(Entries from a dataset)

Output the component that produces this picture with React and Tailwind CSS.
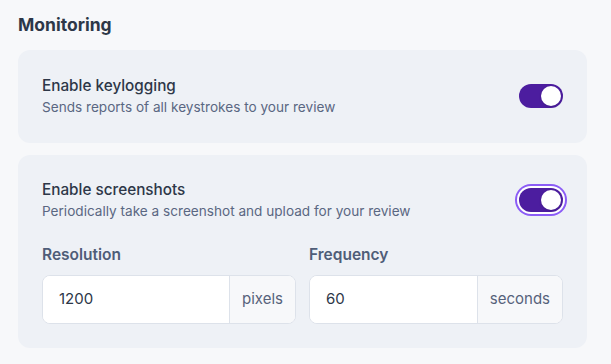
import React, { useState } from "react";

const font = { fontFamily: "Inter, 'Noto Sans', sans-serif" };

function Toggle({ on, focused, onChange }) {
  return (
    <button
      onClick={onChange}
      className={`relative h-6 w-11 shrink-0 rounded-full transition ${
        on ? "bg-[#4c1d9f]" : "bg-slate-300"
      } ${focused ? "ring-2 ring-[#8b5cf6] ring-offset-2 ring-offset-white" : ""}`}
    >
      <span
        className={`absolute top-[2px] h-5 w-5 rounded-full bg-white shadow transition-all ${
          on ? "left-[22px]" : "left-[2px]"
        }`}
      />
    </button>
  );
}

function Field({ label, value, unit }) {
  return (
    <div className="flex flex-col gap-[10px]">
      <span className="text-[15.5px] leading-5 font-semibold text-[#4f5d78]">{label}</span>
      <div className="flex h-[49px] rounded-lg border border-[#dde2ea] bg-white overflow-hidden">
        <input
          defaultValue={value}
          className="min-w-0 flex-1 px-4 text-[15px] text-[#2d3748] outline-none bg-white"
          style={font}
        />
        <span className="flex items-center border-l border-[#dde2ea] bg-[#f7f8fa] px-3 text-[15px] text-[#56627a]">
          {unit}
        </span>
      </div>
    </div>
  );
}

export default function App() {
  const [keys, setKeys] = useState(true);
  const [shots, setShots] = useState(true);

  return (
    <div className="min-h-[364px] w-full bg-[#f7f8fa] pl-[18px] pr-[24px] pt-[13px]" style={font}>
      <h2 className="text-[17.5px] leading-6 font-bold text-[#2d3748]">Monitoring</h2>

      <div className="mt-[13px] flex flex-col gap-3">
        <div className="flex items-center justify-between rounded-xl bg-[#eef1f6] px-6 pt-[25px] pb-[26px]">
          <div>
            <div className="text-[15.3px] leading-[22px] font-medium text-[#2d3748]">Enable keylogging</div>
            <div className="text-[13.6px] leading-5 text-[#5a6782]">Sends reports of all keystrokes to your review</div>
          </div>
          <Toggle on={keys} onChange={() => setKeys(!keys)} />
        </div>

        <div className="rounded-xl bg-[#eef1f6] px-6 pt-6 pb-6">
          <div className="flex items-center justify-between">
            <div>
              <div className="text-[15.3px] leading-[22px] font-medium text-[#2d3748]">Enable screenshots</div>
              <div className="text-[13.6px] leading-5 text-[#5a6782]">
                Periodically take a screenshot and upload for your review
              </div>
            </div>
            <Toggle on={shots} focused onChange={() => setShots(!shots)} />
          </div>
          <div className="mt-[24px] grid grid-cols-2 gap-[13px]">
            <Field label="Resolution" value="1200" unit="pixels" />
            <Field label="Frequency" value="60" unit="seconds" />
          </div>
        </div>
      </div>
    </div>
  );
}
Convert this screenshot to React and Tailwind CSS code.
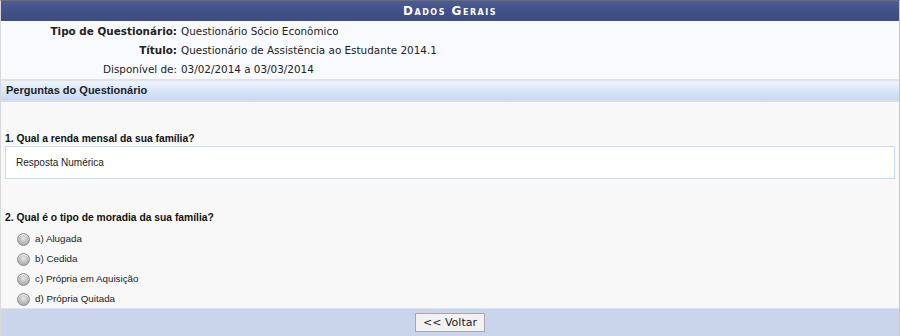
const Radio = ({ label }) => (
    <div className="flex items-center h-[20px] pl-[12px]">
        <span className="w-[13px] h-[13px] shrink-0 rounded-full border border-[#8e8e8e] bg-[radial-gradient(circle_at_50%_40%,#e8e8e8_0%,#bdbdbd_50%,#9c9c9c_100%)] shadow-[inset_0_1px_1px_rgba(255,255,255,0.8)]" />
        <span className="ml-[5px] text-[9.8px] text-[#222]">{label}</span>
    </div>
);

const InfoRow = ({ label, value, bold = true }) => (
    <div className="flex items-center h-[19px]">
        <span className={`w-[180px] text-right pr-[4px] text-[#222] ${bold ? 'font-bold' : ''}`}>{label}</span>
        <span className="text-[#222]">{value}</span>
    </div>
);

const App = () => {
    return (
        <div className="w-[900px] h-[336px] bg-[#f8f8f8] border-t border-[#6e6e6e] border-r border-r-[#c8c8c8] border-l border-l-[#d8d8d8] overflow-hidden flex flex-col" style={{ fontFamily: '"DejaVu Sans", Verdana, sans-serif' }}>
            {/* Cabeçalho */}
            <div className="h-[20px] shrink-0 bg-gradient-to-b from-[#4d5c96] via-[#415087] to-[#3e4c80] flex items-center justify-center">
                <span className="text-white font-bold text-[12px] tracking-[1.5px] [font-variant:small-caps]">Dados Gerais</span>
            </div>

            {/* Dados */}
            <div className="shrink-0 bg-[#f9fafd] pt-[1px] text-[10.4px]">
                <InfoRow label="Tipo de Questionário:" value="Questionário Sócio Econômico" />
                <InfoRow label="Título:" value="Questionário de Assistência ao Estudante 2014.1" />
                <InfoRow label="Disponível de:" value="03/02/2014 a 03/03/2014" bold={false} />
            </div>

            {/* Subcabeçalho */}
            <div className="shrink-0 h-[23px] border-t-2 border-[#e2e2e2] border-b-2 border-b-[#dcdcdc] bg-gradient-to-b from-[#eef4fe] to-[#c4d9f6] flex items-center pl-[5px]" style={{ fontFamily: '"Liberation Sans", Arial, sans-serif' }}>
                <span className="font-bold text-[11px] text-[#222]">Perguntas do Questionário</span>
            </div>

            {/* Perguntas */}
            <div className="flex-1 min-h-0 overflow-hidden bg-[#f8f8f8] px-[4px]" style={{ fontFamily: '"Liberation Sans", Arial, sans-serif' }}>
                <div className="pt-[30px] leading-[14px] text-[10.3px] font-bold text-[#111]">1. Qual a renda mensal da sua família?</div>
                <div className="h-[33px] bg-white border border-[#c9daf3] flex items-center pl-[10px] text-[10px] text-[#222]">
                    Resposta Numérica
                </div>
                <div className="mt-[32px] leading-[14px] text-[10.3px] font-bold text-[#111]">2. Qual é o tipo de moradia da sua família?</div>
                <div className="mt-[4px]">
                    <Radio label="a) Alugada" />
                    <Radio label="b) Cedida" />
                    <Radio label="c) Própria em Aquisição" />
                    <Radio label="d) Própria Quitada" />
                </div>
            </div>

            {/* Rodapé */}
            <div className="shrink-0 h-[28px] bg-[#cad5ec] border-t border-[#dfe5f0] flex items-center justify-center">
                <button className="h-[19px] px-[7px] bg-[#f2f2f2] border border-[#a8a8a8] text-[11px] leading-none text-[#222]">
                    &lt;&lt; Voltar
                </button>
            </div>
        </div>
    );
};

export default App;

**WHAT IS ASKED**
Go through the listing above and write it out again exactly, dropping the pictures.

**IN RESPONSE**
Output the component that produces this picture with React and Tailwind CSS.
import React, { useState } from "react";

const font = { fontFamily: "Inter, 'Noto Sans', sans-serif" };

function Toggle({ on, focused, onChange }) {
  return (
    <button
      onClick={onChange}
      className={`relative h-6 w-11 shrink-0 rounded-full transition ${
        on ? "bg-[#4c1d9f]" : "bg-slate-300"
      } ${focused ? "ring-2 ring-[#8b5cf6] ring-offset-2 ring-offset-white" : ""}`}
    >
      <span
        className={`absolute top-[2px] h-5 w-5 rounded-full bg-white shadow transition-all ${
          on ? "left-[22px]" : "left-[2px]"
        }`}
      />
    </button>
  );
}

function Field({ label, value, unit }) {
  return (
    <div className="flex flex-col gap-[10px]">
      <span className="text-[15.5px] leading-5 font-semibold text-[#4f5d78]">{label}</span>
      <div className="flex h-[49px] rounded-lg border border-[#dde2ea] bg-white overflow-hidden">
        <input
          defaultValue={value}
          className="min-w-0 flex-1 px-4 text-[15px] text-[#2d3748] outline-none bg-white"
          style={font}
        />
        <span className="flex items-center border-l border-[#dde2ea] bg-[#f7f8fa] px-3 text-[15px] text-[#56627a]">
          {unit}
        </span>
      </div>
    </div>
  );
}

export default function App() {
  const [keys, setKeys] = useState(true);
  const [shots, setShots] = useState(true);

  return (
    <div className="min-h-[364px] w-full bg-[#f7f8fa] pl-[18px] pr-[24px] pt-[13px]" style={font}>
      <h2 className="text-[17.5px] leading-6 font-bold text-[#2d3748]">Monitoring</h2>

      <div className="mt-[13px] flex flex-col gap-3">
        <div className="flex items-center justify-between rounded-xl bg-[#eef1f6] px-6 pt-[25px] pb-[26px]">
          <div>
            <div className="text-[15.3px] leading-[22px] font-medium text-[#2d3748]">Enable keylogging</div>
            <div className="text-[13.6px] leading-5 text-[#5a6782]">Sends reports of all keystrokes to your review</div>
          </div>
          <Toggle on={keys} onChange={() => setKeys(!keys)} />
        </div>

        <div className="rounded-xl bg-[#eef1f6] px-6 pt-6 pb-6">
          <div className="flex items-center justify-between">
            <div>
              <div className="text-[15.3px] leading-[22px] font-medium text-[#2d3748]">Enable screenshots</div>
              <div className="text-[13.6px] leading-5 text-[#5a6782]">
                Periodically take a screenshot and upload for your review
              </div>
            </div>
            <Toggle on={shots} focused onChange={() => setShots(!shots)} />
          </div>
          <div className="mt-[24px] grid grid-cols-2 gap-[13px]">
            <Field label="Resolution" value="1200" unit="pixels" />
            <Field label="Frequency" value="60" unit="seconds" />
          </div>
        </div>
      </div>
    </div>
  );
}
Convert this screenshot to React and Tailwind CSS code.
const Radio = ({ label }) => (
    <div className="flex items-center h-[20px] pl-[12px]">
        <span className="w-[13px] h-[13px] shrink-0 rounded-full border border-[#8e8e8e] bg-[radial-gradient(circle_at_50%_40%,#e8e8e8_0%,#bdbdbd_50%,#9c9c9c_100%)] shadow-[inset_0_1px_1px_rgba(255,255,255,0.8)]" />
        <span className="ml-[5px] text-[9.8px] text-[#222]">{label}</span>
    </div>
);

const InfoRow = ({ label, value, bold = true }) => (
    <div className="flex items-center h-[19px]">
        <span className={`w-[180px] text-right pr-[4px] text-[#222] ${bold ? 'font-bold' : ''}`}>{label}</span>
        <span className="text-[#222]">{value}</span>
    </div>
);

const App = () => {
    return (
        <div className="w-[900px] h-[336px] bg-[#f8f8f8] border-t border-[#6e6e6e] border-r border-r-[#c8c8c8] border-l border-l-[#d8d8d8] overflow-hidden flex flex-col" style={{ fontFamily: '"DejaVu Sans", Verdana, sans-serif' }}>
            {/* Cabeçalho */}
            <div className="h-[20px] shrink-0 bg-gradient-to-b from-[#4d5c96] via-[#415087] to-[#3e4c80] flex items-center justify-center">
                <span className="text-white font-bold text-[12px] tracking-[1.5px] [font-variant:small-caps]">Dados Gerais</span>
            </div>

            {/* Dados */}
            <div className="shrink-0 bg-[#f9fafd] pt-[1px] text-[10.4px]">
                <InfoRow label="Tipo de Questionário:" value="Questionário Sócio Econômico" />
                <InfoRow label="Título:" value="Questionário de Assistência ao Estudante 2014.1" />
                <InfoRow label="Disponível de:" value="03/02/2014 a 03/03/2014" bold={false} />
            </div>

            {/* Subcabeçalho */}
            <div className="shrink-0 h-[23px] border-t-2 border-[#e2e2e2] border-b-2 border-b-[#dcdcdc] bg-gradient-to-b from-[#eef4fe] to-[#c4d9f6] flex items-center pl-[5px]" style={{ fontFamily: '"Liberation Sans", Arial, sans-serif' }}>
                <span className="font-bold text-[11px] text-[#222]">Perguntas do Questionário</span>
            </div>

            {/* Perguntas */}
            <div className="flex-1 min-h-0 overflow-hidden bg-[#f8f8f8] px-[4px]" style={{ fontFamily: '"Liberation Sans", Arial, sans-serif' }}>
                <div className="pt-[30px] leading-[14px] text-[10.3px] font-bold text-[#111]">1. Qual a renda mensal da sua família?</div>
                <div className="h-[33px] bg-white border border-[#c9daf3] flex items-center pl-[10px] text-[10px] text-[#222]">
                    Resposta Numérica
                </div>
                <div className="mt-[32px] leading-[14px] text-[10.3px] font-bold text-[#111]">2. Qual é o tipo de moradia da sua família?</div>
                <div className="mt-[4px]">
                    <Radio label="a) Alugada" />
                    <Radio label="b) Cedida" />
                    <Radio label="c) Própria em Aquisição" />
                    <Radio label="d) Própria Quitada" />
                </div>
            </div>

            {/* Rodapé */}
            <div className="shrink-0 h-[28px] bg-[#cad5ec] border-t border-[#dfe5f0] flex items-center justify-center">
                <button className="h-[19px] px-[7px] bg-[#f2f2f2] border border-[#a8a8a8] text-[11px] leading-none text-[#222]">
                    &lt;&lt; Voltar
                </button>
            </div>
        </div>
    );
};

export default App;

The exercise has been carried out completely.